**Exercise data**
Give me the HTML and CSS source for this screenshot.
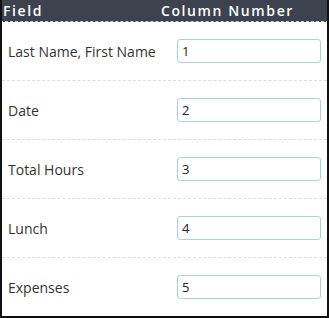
FILE: index.html
```html
<!DOCTYPE html>
<html>
<head>
<meta charset="utf-8">
<link rel="stylesheet" href="styles.css">
</head>
<body>
<div class="panel">
  <div class="head">
    <div class="h-field">Field</div>
    <div class="h-col">Column Number</div>
  </div>
  <div class="row"><div class="label">Last Name, First Name</div><input class="num" type="text" value="1"></div>
  <div class="row"><div class="label">Date</div><input class="num" type="text" value="2"></div>
  <div class="row"><div class="label">Total Hours</div><input class="num" type="text" value="3"></div>
  <div class="row"><div class="label">Lunch</div><input class="num" type="text" value="4"></div>
  <div class="row last"><div class="label">Expenses</div><input class="num" type="text" value="5"></div>
</div>
</body>
</html>
```
FILE: styles.css
```css
html, body { margin: 0; padding: 0; background: #fff; }
.panel {
  width: 329px;
  height: 318px;
  box-sizing: border-box;
  border-left: 2px solid #111;
  border-right: 2px solid #111;
  border-bottom: 2px solid #111;
  font-family: "Open Sans", sans-serif;
  overflow: hidden;
  display: flex;
  flex-direction: column;
}
.head {
  height: 21px;
  margin: 0 -2px;
  background: #3c424e;
  color: #fff;
  display: flex;
  align-items: center;
  font-size: 14px;
  font-weight: 600;
  letter-spacing: 1.6px;
  border-bottom: 1px dashed #ccc;
}
.h-field { width: 158px; padding-left: 3px; }
.h-col { padding-left: 0; }
.row {
  height: 58px;
  border-bottom: 1px dashed #ddd;
  display: flex;
  align-items: center;
  flex-shrink: 0;
}
.row.last { border-bottom: none; flex: 1; }
.label {
  width: 169px;
  padding-left: 6px;
  font-size: 14px;
  color: #333;
}
.num {
  box-sizing: border-box;
  width: 144px;
  height: 24px;
  border: 1px solid #a9d0e8;
  border-radius: 3px;
  padding: 0 4px;
  font-family: "Open Sans", sans-serif;
  font-size: 13px;
  color: #222;
  outline: none;
  margin: 0;
}
```
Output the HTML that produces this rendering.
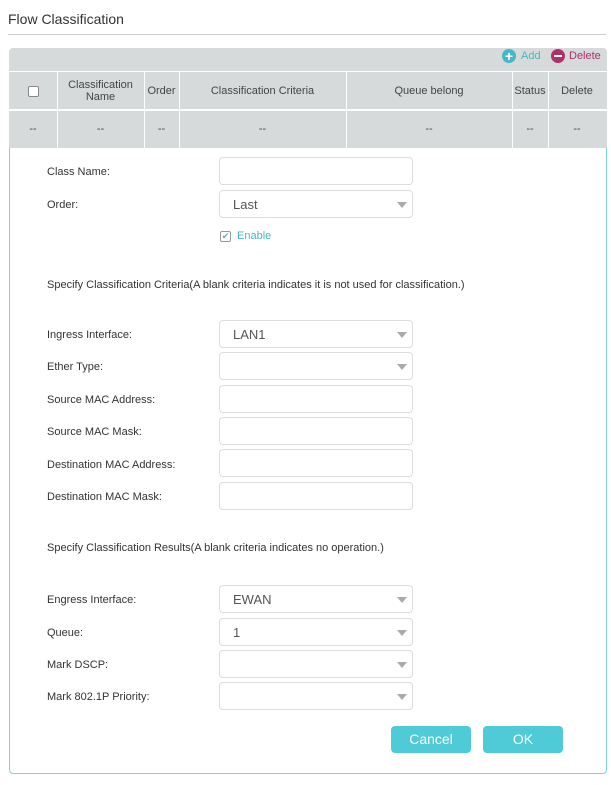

**Description of the task**
Going through the records above, state how many lines carry "this", with no other text.

**The answer**
2